What to produce: Return each line of the data below exactly, omitting any pictures.

Supplied information:

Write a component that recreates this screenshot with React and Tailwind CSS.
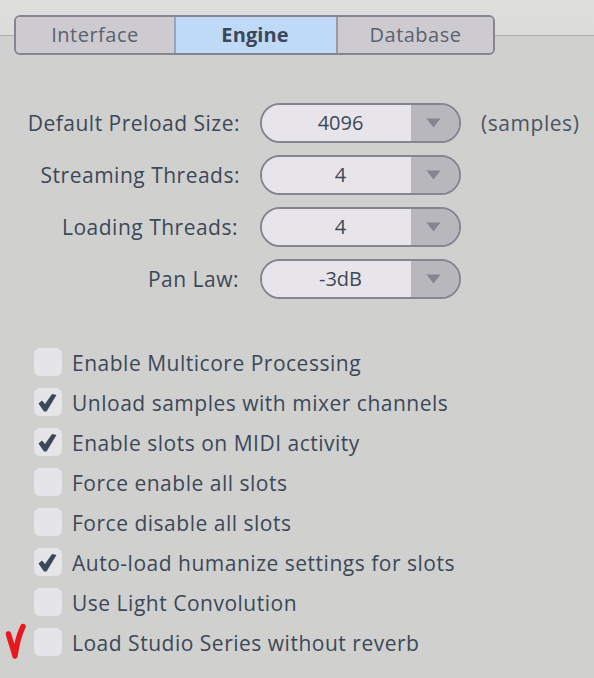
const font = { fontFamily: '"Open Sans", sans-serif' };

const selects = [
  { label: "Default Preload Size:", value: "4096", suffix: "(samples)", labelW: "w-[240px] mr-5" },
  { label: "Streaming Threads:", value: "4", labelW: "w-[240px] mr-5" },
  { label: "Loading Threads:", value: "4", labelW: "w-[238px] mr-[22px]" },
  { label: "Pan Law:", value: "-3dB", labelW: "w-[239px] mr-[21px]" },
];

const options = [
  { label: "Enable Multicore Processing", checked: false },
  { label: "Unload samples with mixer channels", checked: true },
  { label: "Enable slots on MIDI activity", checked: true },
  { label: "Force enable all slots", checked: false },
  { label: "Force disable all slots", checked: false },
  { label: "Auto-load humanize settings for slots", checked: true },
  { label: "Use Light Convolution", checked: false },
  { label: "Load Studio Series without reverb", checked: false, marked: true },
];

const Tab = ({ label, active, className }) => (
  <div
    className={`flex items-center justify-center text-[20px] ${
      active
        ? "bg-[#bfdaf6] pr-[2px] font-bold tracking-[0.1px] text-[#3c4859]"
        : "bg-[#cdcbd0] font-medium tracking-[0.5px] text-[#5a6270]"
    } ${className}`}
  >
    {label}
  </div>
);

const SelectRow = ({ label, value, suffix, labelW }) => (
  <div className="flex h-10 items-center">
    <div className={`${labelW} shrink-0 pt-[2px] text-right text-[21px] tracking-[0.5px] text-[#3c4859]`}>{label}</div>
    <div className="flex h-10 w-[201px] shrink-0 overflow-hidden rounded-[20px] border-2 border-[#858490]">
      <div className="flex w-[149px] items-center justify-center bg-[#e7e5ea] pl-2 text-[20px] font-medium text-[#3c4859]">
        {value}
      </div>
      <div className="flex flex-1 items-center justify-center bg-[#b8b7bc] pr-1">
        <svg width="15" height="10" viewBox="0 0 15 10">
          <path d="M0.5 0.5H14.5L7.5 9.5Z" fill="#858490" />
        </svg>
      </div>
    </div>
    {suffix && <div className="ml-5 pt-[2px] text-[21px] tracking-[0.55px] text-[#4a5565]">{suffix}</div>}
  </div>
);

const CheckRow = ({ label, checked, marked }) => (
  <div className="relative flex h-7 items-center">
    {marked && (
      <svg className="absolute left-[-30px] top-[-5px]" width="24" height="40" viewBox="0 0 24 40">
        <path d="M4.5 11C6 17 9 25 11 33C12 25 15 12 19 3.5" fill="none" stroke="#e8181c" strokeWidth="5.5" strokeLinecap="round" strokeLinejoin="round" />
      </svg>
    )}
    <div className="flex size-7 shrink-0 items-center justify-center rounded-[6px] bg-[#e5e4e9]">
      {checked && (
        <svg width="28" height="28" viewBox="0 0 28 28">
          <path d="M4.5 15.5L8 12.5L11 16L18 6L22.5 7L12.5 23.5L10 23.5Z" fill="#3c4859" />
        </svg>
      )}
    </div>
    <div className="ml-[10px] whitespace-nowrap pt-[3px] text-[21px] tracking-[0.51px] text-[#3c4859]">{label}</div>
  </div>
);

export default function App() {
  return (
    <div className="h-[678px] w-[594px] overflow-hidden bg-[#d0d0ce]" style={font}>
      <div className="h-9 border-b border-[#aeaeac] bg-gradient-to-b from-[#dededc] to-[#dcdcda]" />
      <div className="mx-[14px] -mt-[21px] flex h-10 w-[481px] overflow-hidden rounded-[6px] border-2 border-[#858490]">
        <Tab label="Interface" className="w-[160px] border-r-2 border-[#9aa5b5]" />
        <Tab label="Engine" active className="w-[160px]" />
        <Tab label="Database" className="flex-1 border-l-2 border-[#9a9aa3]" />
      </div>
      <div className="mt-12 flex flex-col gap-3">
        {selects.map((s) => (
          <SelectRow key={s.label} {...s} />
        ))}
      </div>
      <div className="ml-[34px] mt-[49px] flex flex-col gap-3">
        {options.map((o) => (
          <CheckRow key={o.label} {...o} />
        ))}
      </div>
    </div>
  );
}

Exercise output:
Write a component that recreates this screenshot with React and Tailwind CSS.
const font = { fontFamily: '"Open Sans", sans-serif' };

const selects = [
  { label: "Default Preload Size:", value: "4096", suffix: "(samples)", labelW: "w-[240px] mr-5" },
  { label: "Streaming Threads:", value: "4", labelW: "w-[240px] mr-5" },
  { label: "Loading Threads:", value: "4", labelW: "w-[238px] mr-[22px]" },
  { label: "Pan Law:", value: "-3dB", labelW: "w-[239px] mr-[21px]" },
];

const options = [
  { label: "Enable Multicore Processing", checked: false },
  { label: "Unload samples with mixer channels", checked: true },
  { label: "Enable slots on MIDI activity", checked: true },
  { label: "Force enable all slots", checked: false },
  { label: "Force disable all slots", checked: false },
  { label: "Auto-load humanize settings for slots", checked: true },
  { label: "Use Light Convolution", checked: false },
  { label: "Load Studio Series without reverb", checked: false, marked: true },
];

const Tab = ({ label, active, className }) => (
  <div
    className={`flex items-center justify-center text-[20px] ${
      active
        ? "bg-[#bfdaf6] pr-[2px] font-bold tracking-[0.1px] text-[#3c4859]"
        : "bg-[#cdcbd0] font-medium tracking-[0.5px] text-[#5a6270]"
    } ${className}`}
  >
    {label}
  </div>
);

const SelectRow = ({ label, value, suffix, labelW }) => (
  <div className="flex h-10 items-center">
    <div className={`${labelW} shrink-0 pt-[2px] text-right text-[21px] tracking-[0.5px] text-[#3c4859]`}>{label}</div>
    <div className="flex h-10 w-[201px] shrink-0 overflow-hidden rounded-[20px] border-2 border-[#858490]">
      <div className="flex w-[149px] items-center justify-center bg-[#e7e5ea] pl-2 text-[20px] font-medium text-[#3c4859]">
        {value}
      </div>
      <div className="flex flex-1 items-center justify-center bg-[#b8b7bc] pr-1">
        <svg width="15" height="10" viewBox="0 0 15 10">
          <path d="M0.5 0.5H14.5L7.5 9.5Z" fill="#858490" />
        </svg>
      </div>
    </div>
    {suffix && <div className="ml-5 pt-[2px] text-[21px] tracking-[0.55px] text-[#4a5565]">{suffix}</div>}
  </div>
);

const CheckRow = ({ label, checked, marked }) => (
  <div className="relative flex h-7 items-center">
    {marked && (
      <svg className="absolute left-[-30px] top-[-5px]" width="24" height="40" viewBox="0 0 24 40">
        <path d="M4.5 11C6 17 9 25 11 33C12 25 15 12 19 3.5" fill="none" stroke="#e8181c" strokeWidth="5.5" strokeLinecap="round" strokeLinejoin="round" />
      </svg>
    )}
    <div className="flex size-7 shrink-0 items-center justify-center rounded-[6px] bg-[#e5e4e9]">
      {checked && (
        <svg width="28" height="28" viewBox="0 0 28 28">
          <path d="M4.5 15.5L8 12.5L11 16L18 6L22.5 7L12.5 23.5L10 23.5Z" fill="#3c4859" />
        </svg>
      )}
    </div>
    <div className="ml-[10px] whitespace-nowrap pt-[3px] text-[21px] tracking-[0.51px] text-[#3c4859]">{label}</div>
  </div>
);

export default function App() {
  return (
    <div className="h-[678px] w-[594px] overflow-hidden bg-[#d0d0ce]" style={font}>
      <div className="h-9 border-b border-[#aeaeac] bg-gradient-to-b from-[#dededc] to-[#dcdcda]" />
      <div className="mx-[14px] -mt-[21px] flex h-10 w-[481px] overflow-hidden rounded-[6px] border-2 border-[#858490]">
        <Tab label="Interface" className="w-[160px] border-r-2 border-[#9aa5b5]" />
        <Tab label="Engine" active className="w-[160px]" />
        <Tab label="Database" className="flex-1 border-l-2 border-[#9a9aa3]" />
      </div>
      <div className="mt-12 flex flex-col gap-3">
        {selects.map((s) => (
          <SelectRow key={s.label} {...s} />
        ))}
      </div>
      <div className="ml-[34px] mt-[49px] flex flex-col gap-3">
        {options.map((o) => (
          <CheckRow key={o.label} {...o} />
        ))}
      </div>
    </div>
  );
}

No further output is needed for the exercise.